*Stated goal*
Every entry should be repeated exactly. Omit the pictures.

____ Raw records

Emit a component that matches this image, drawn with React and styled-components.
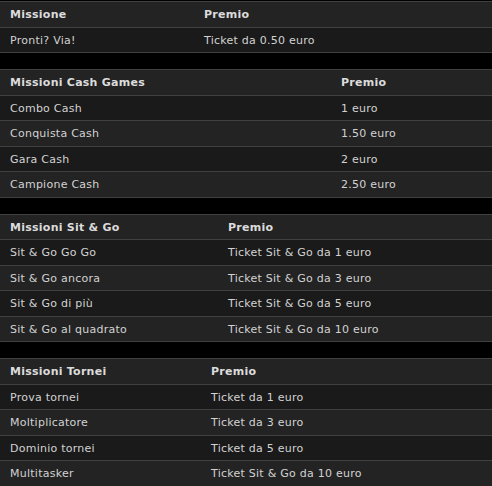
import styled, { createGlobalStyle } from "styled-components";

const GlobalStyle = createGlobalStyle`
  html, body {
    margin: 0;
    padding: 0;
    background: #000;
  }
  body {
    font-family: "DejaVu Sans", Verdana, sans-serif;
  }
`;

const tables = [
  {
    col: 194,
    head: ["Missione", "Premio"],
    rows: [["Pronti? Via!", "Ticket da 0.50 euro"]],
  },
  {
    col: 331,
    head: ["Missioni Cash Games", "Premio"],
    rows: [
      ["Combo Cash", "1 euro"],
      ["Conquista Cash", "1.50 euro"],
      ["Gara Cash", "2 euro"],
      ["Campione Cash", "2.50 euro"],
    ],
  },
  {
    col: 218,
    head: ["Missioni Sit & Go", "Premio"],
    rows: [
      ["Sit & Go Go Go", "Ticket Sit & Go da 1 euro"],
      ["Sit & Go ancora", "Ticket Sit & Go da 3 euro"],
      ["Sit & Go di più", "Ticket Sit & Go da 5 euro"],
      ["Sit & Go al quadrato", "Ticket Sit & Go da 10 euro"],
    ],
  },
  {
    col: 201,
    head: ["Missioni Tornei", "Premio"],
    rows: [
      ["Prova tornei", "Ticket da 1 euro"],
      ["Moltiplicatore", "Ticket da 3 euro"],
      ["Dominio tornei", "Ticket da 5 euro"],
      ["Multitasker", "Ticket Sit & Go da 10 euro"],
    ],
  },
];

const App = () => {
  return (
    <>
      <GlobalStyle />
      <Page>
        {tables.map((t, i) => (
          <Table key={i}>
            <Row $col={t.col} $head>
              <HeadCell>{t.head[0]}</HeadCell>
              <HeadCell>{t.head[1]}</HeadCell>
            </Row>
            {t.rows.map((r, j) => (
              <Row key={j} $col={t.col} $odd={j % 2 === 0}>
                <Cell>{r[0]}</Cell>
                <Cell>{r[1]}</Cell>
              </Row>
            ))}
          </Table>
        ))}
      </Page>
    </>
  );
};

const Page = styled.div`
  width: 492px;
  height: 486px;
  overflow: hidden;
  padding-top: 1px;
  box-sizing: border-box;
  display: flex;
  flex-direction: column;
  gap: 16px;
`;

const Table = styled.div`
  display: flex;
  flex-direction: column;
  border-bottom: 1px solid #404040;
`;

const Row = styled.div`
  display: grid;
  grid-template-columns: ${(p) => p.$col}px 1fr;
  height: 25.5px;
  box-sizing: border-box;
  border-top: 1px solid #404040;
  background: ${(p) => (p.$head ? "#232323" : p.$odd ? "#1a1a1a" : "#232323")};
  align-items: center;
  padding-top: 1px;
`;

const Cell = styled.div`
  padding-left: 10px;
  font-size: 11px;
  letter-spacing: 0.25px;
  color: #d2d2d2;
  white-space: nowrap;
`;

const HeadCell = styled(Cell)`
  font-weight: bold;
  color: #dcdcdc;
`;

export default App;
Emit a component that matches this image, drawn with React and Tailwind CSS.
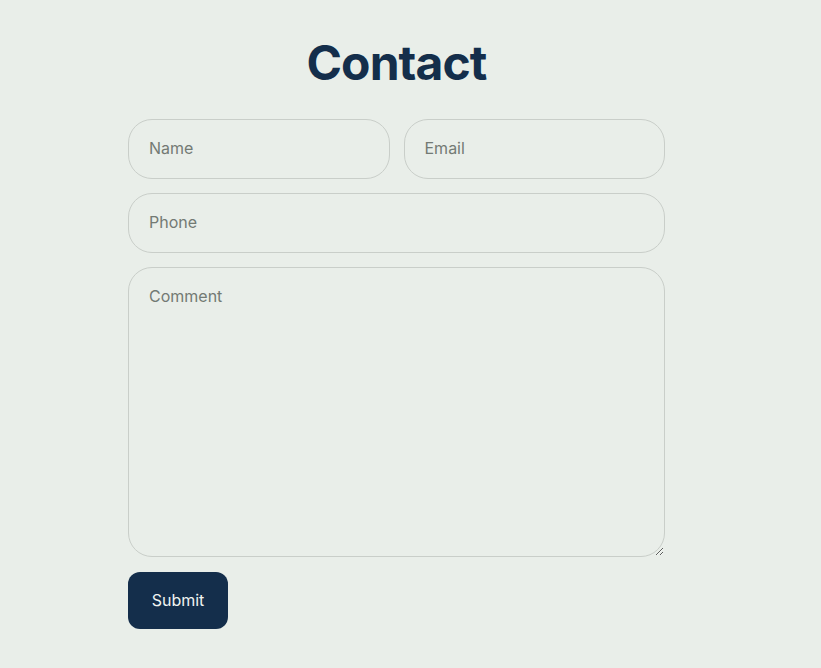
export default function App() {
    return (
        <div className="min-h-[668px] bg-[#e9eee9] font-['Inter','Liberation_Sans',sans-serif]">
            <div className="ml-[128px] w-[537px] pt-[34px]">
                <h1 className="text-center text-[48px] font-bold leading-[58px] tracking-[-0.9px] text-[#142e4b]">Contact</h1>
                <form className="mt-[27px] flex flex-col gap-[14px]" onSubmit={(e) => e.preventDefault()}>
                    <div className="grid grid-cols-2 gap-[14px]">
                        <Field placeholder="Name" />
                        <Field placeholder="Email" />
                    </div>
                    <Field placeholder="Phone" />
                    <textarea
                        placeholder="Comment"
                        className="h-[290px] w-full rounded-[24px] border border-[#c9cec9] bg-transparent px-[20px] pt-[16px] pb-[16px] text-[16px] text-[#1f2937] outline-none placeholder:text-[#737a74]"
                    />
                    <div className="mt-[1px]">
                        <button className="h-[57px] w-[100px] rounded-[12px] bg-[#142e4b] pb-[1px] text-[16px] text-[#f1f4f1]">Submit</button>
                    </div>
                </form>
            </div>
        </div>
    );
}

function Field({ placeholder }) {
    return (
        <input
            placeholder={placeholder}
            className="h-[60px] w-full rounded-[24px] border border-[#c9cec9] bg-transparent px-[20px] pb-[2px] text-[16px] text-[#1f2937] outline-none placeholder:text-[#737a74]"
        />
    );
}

________

*Finished exercise*
Emit a component that matches this image, drawn with React and styled-components.
import styled, { createGlobalStyle } from "styled-components";

const GlobalStyle = createGlobalStyle`
  html, body {
    margin: 0;
    padding: 0;
    background: #000;
  }
  body {
    font-family: "DejaVu Sans", Verdana, sans-serif;
  }
`;

const tables = [
  {
    col: 194,
    head: ["Missione", "Premio"],
    rows: [["Pronti? Via!", "Ticket da 0.50 euro"]],
  },
  {
    col: 331,
    head: ["Missioni Cash Games", "Premio"],
    rows: [
      ["Combo Cash", "1 euro"],
      ["Conquista Cash", "1.50 euro"],
      ["Gara Cash", "2 euro"],
      ["Campione Cash", "2.50 euro"],
    ],
  },
  {
    col: 218,
    head: ["Missioni Sit & Go", "Premio"],
    rows: [
      ["Sit & Go Go Go", "Ticket Sit & Go da 1 euro"],
      ["Sit & Go ancora", "Ticket Sit & Go da 3 euro"],
      ["Sit & Go di più", "Ticket Sit & Go da 5 euro"],
      ["Sit & Go al quadrato", "Ticket Sit & Go da 10 euro"],
    ],
  },
  {
    col: 201,
    head: ["Missioni Tornei", "Premio"],
    rows: [
      ["Prova tornei", "Ticket da 1 euro"],
      ["Moltiplicatore", "Ticket da 3 euro"],
      ["Dominio tornei", "Ticket da 5 euro"],
      ["Multitasker", "Ticket Sit & Go da 10 euro"],
    ],
  },
];

const App = () => {
  return (
    <>
      <GlobalStyle />
      <Page>
        {tables.map((t, i) => (
          <Table key={i}>
            <Row $col={t.col} $head>
              <HeadCell>{t.head[0]}</HeadCell>
              <HeadCell>{t.head[1]}</HeadCell>
            </Row>
            {t.rows.map((r, j) => (
              <Row key={j} $col={t.col} $odd={j % 2 === 0}>
                <Cell>{r[0]}</Cell>
                <Cell>{r[1]}</Cell>
              </Row>
            ))}
          </Table>
        ))}
      </Page>
    </>
  );
};

const Page = styled.div`
  width: 492px;
  height: 486px;
  overflow: hidden;
  padding-top: 1px;
  box-sizing: border-box;
  display: flex;
  flex-direction: column;
  gap: 16px;
`;

const Table = styled.div`
  display: flex;
  flex-direction: column;
  border-bottom: 1px solid #404040;
`;

const Row = styled.div`
  display: grid;
  grid-template-columns: ${(p) => p.$col}px 1fr;
  height: 25.5px;
  box-sizing: border-box;
  border-top: 1px solid #404040;
  background: ${(p) => (p.$head ? "#232323" : p.$odd ? "#1a1a1a" : "#232323")};
  align-items: center;
  padding-top: 1px;
`;

const Cell = styled.div`
  padding-left: 10px;
  font-size: 11px;
  letter-spacing: 0.25px;
  color: #d2d2d2;
  white-space: nowrap;
`;

const HeadCell = styled(Cell)`
  font-weight: bold;
  color: #dcdcdc;
`;

export default App;
Emit a component that matches this image, drawn with React and Tailwind CSS.
export default function App() {
    return (
        <div className="min-h-[668px] bg-[#e9eee9] font-['Inter','Liberation_Sans',sans-serif]">
            <div className="ml-[128px] w-[537px] pt-[34px]">
                <h1 className="text-center text-[48px] font-bold leading-[58px] tracking-[-0.9px] text-[#142e4b]">Contact</h1>
                <form className="mt-[27px] flex flex-col gap-[14px]" onSubmit={(e) => e.preventDefault()}>
                    <div className="grid grid-cols-2 gap-[14px]">
                        <Field placeholder="Name" />
                        <Field placeholder="Email" />
                    </div>
                    <Field placeholder="Phone" />
                    <textarea
                        placeholder="Comment"
                        className="h-[290px] w-full rounded-[24px] border border-[#c9cec9] bg-transparent px-[20px] pt-[16px] pb-[16px] text-[16px] text-[#1f2937] outline-none placeholder:text-[#737a74]"
                    />
                    <div className="mt-[1px]">
                        <button className="h-[57px] w-[100px] rounded-[12px] bg-[#142e4b] pb-[1px] text-[16px] text-[#f1f4f1]">Submit</button>
                    </div>
                </form>
            </div>
        </div>
    );
}

function Field({ placeholder }) {
    return (
        <input
            placeholder={placeholder}
            className="h-[60px] w-full rounded-[24px] border border-[#c9cec9] bg-transparent px-[20px] pb-[2px] text-[16px] text-[#1f2937] outline-none placeholder:text-[#737a74]"
        />
    );
}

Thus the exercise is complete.